In the issue’s editorial, The Golden Age of Collage, Ric Kasini Kadour reflects on collage’s best years.
We report on an important exhibition of Max Ernst works at Museum of Modern Art in New York City; how the fires in Santa Rosa, California claimed an artist’s collage works; a collaboration project designed to “encourage generosity,” and two new titles by the ever prolific Musta Fior.
Sofia Misenheimer reports on how Kenyan collagist Jacque Njeri elevates African identity to celestial heights.
“In Maasai culture, beadwork produced by women articulates identity and societal position…The astronaut’s decorative collar indicates she is a woman of status—the prominence of red beads signifies her bravery, while the blue strands connect her to the sky. The colourful adornment contrasts with the monochrome lunar landscape, reinforcing its significance and the self-assured nature of the wearer,” writes Misenheimer.
In “Unintended Archeology of (un)Place”, Etty Yaniv reports on four artists making collage in the former Soviet republic of Georgia.
In Collage Taxonomy, we review the German collage zine Anleitung zur Ersten Hilfe bei Unfällen by Stefan Heuer & Susanna Lakner and define “Collage Play”.
Aryana Ghazi-Hessami writes about Yemeni-American artist Yasmine Diaz, who used collage to tell her story of escaping the fate of a forced arranged marriage and a life of oppressive misogyny and limited freedom.

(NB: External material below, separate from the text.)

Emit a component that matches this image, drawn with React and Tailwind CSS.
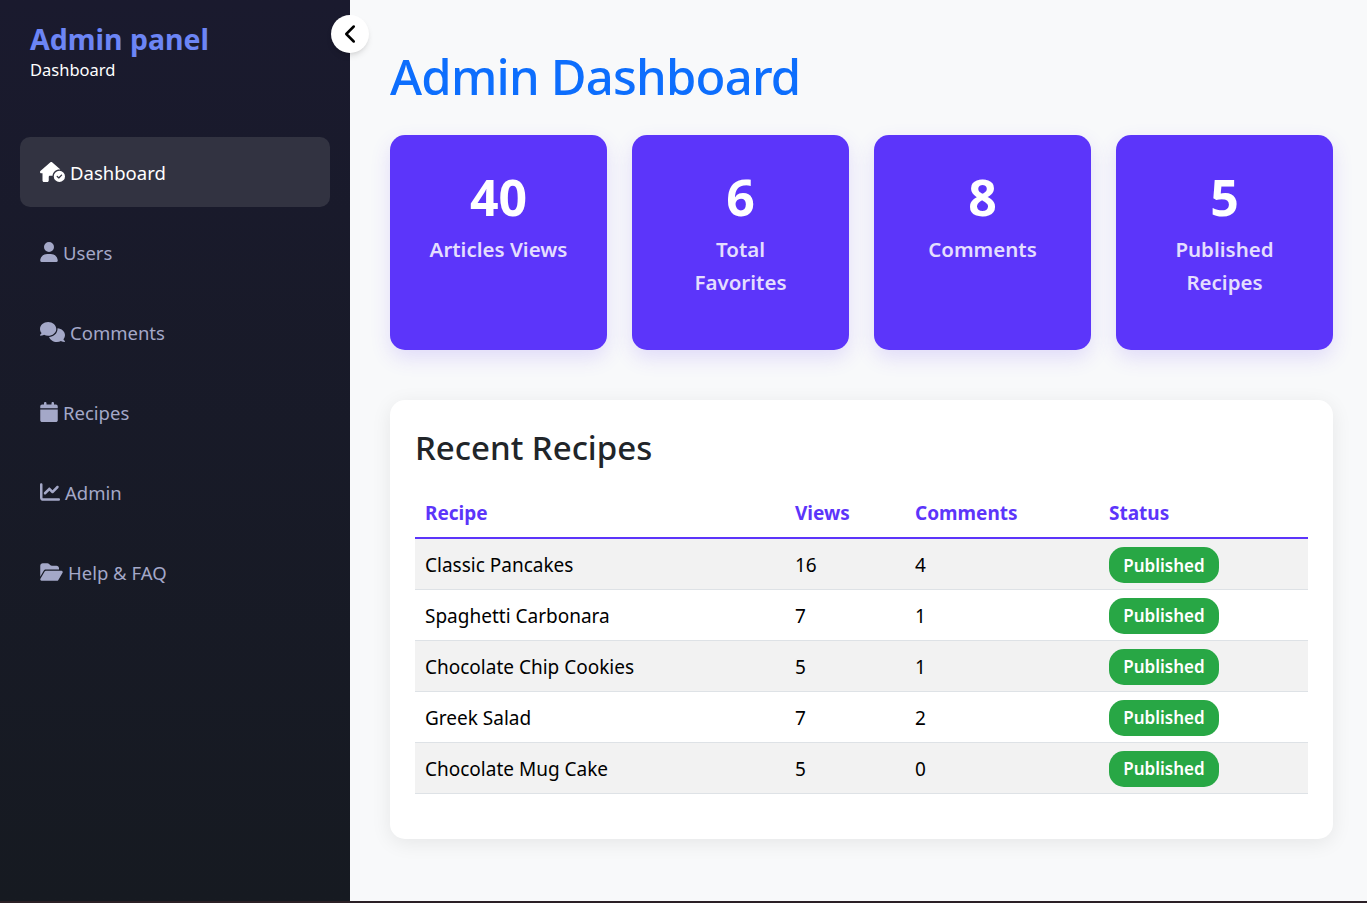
import { FaHouseCircleCheck, FaUser, FaComments, FaCalendar, FaChartLine, FaFolderOpen } from 'react-icons/fa6';
import { ChevronLeft } from 'lucide-react';

const navItems = [
  { label: 'Dashboard', icon: FaHouseCircleCheck, iconClass: 'h-[20px] w-[25px] shrink-0', active: true },
  { label: 'Users', icon: FaUser, iconClass: 'h-[20px] w-[18px] shrink-0' },
  { label: 'Comments', icon: FaComments, iconClass: 'h-[20px] w-[25px] shrink-0' },
  { label: 'Recipes', icon: FaCalendar, iconClass: 'h-[20px] w-[18px] shrink-0' },
  { label: 'Admin', icon: FaChartLine, iconClass: 'h-[20px] w-[20px] shrink-0' },
  { label: 'Help & FAQ', icon: FaFolderOpen, iconClass: 'h-[20px] w-[23px] shrink-0' },
];

const stats = [
  { value: 40, label: 'Articles Views' },
  { value: 6, label: 'Total Favorites' },
  { value: 8, label: 'Comments' },
  { value: 5, label: 'Published Recipes' },
];

const recipes = [
  { name: 'Classic Pancakes', views: 16, comments: 4 },
  { name: 'Spaghetti Carbonara', views: 7, comments: 1 },
  { name: 'Chocolate Chip Cookies', views: 5, comments: 1 },
  { name: 'Greek Salad', views: 7, comments: 2 },
  { name: 'Chocolate Mug Cake', views: 5, comments: 0 },
];

function NavItem({ item }) {
  const Icon = item.icon;
  return (
    <a
      className={
        item.active
          ? 'flex items-center h-[70px] px-5 gap-[5px] rounded-[10px] bg-[#323341] text-white text-[18.5px]'
          : 'flex items-center h-[70px] px-5 gap-[5px] rounded-[10px] text-[#a4a8c8] text-[18.5px]'
      }
    >
      <Icon className={item.iconClass} />
      <span className="relative top-[1px]">{item.label}</span>
    </a>
  );
}

function Sidebar() {
  return (
    <aside className="relative w-[350px] shrink-0 bg-linear-to-b from-[#1a1a2e] to-[#161a21] px-5 pt-[20px]">
      <div className="px-[10px]">
        <h1 className="text-[28.5px] leading-[38px] font-bold text-[#6c85f5]">Admin panel</h1>
        <p className="text-[16.5px] leading-[24px] text-white">Dashboard</p>
      </div>
      <nav className="mt-[55px] flex flex-col gap-[10px]">
        {navItems.map((item) => (
          <NavItem key={item.label} item={item} />
        ))}
      </nav>
      <button className="absolute top-[15px] -right-[19px] w-[38px] h-[38px] rounded-full bg-white shadow-md flex items-center justify-center text-black">
        <ChevronLeft size={30} strokeWidth={2} className="-ml-[1px]" />
      </button>
    </aside>
  );
}

function StatCard({ stat }) {
  return (
    <div className="h-[215px] rounded-[15px] bg-[#5c35fa] shadow-[0_8px_20px_rgba(92,53,250,0.15)] px-[36px] pt-[30px] text-center">
      <div className="text-[50px] leading-[64px] font-bold text-white">{stat.value}</div>
      <div className="mt-[4px] text-[20.5px] leading-[33px] font-semibold text-[#e4defe]">{stat.label}</div>
    </div>
  );
}

function RecipesTable() {
  return (
    <table className="w-full border-collapse text-[19px] text-black">
      <thead>
        <tr className="border-b-2 border-[#5c35fa] text-left text-[#5c35fa]">
          <th className="w-[370px] px-[10px] pt-[2px] h-[50px] font-bold">Recipe</th>
          <th className="w-[120px] px-[10px] pt-[2px] font-bold">Views</th>
          <th className="w-[194px] px-[10px] pt-[2px] font-bold">Comments</th>
          <th className="px-[10px] pt-[2px] font-bold">Status</th>
        </tr>
      </thead>
      <tbody>
        {recipes.map((r) => (
          <tr key={r.name} className="h-[51px] border-b border-[#dee2e6] odd:bg-[#f2f2f2]">
            <td className="px-[10px] pt-[3px]">{r.name}</td>
            <td className="px-[10px] pt-[3px]">{r.views}</td>
            <td className="px-[10px] pt-[3px]">{r.comments}</td>
            <td className="px-[10px] pt-[2px]">
              <span className="inline-flex items-center justify-center w-[110px] h-[36px] pt-[1px] rounded-[15px] bg-[#28a745] text-white text-[17px] font-semibold align-middle">
                Published
              </span>
            </td>
          </tr>
        ))}
      </tbody>
    </table>
  );
}

export default function App() {
  return (
    <div className="flex flex-col h-[903px] overflow-hidden font-['Noto_Sans',sans-serif] bg-[#f8f9fa]">
      <div className="flex flex-1 min-h-0">
        <Sidebar />
        <main className="flex-1 pl-[40px] pr-[34px] pt-[40px]">
          <h2 className="text-[49px] leading-[73px] mb-[22px] tracking-[-0.8px] font-medium text-[#0d6efd]">Admin Dashboard</h2>
          <div className="grid grid-cols-4 gap-[25px]">
            {stats.map((s) => (
              <StatCard key={s.label} stat={s} />
            ))}
          </div>
          <section className="mt-[50px] h-[439px] rounded-[15px] bg-white shadow-[0_4px_20px_rgba(0,0,0,0.08)] px-[25px] pt-[25px]">
            <h3 className="text-[33px] leading-[46px] font-medium text-[#212529] mb-[17px]">Recent Recipes</h3>
            <RecipesTable />
          </section>
        </main>
      </div>
      <div className="h-[2px] bg-[#2b2026]" />
    </div>
  );
}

“Collage has become Diaz’s cathartic way of taking specific fragmented memories, deconstructing them and then piecing it together to express universal essential elements of teenage angst and rebellion,” writes Ghazi-Hessami.
Elisabeth Wild is a 95-year-old artist from Vienna who is making collage from the Guatemalan jungle. “Wild’s collages emanate a sense of vibrant interior spaces charged with unsettling dualities—movement and stasis, off balance and equilibrium, contemporary and timeless,” writes Etty Yaniv.
Artist Portfolios in Kolaj #21
Kolaj Magazine features portfolios of contemporary artists in each issue alongside critical commentary as a means of developing a deeper understanding of collage as both a medium and a genre. Artists featured in the current issue:
Axelle Kieffer
Savannah, Georgia, USA
“Making traditional handmade collages is to me close to modern science, close to genetic manipulation in a laboratory.”
Burry Buermans
Loubagueira, Portugal
“Buermans’ collage demonstrate a sensitivity to source material….his source materials don’t ‘go to waste but are recycled in an artistic way.'”
Elise Margolis
New York, New York, USA
“Using bold gestural strokes or creating an oasis of colour to immerse myself in is a way that I express my thoughts.”
John Washington
Manchester, United Kingdom
“I enjoy finding metaphors and new connections from seemingly disparate images and my collages are imbued with personal meaning.”
Katinka Hanselman
Voerendaal, The Netherlands
“Her collages often depict strange and absurd illustrations because a collage doesn’t have to resemble reality.”
And as always, a Kolaj Artist Directory & Collage Books.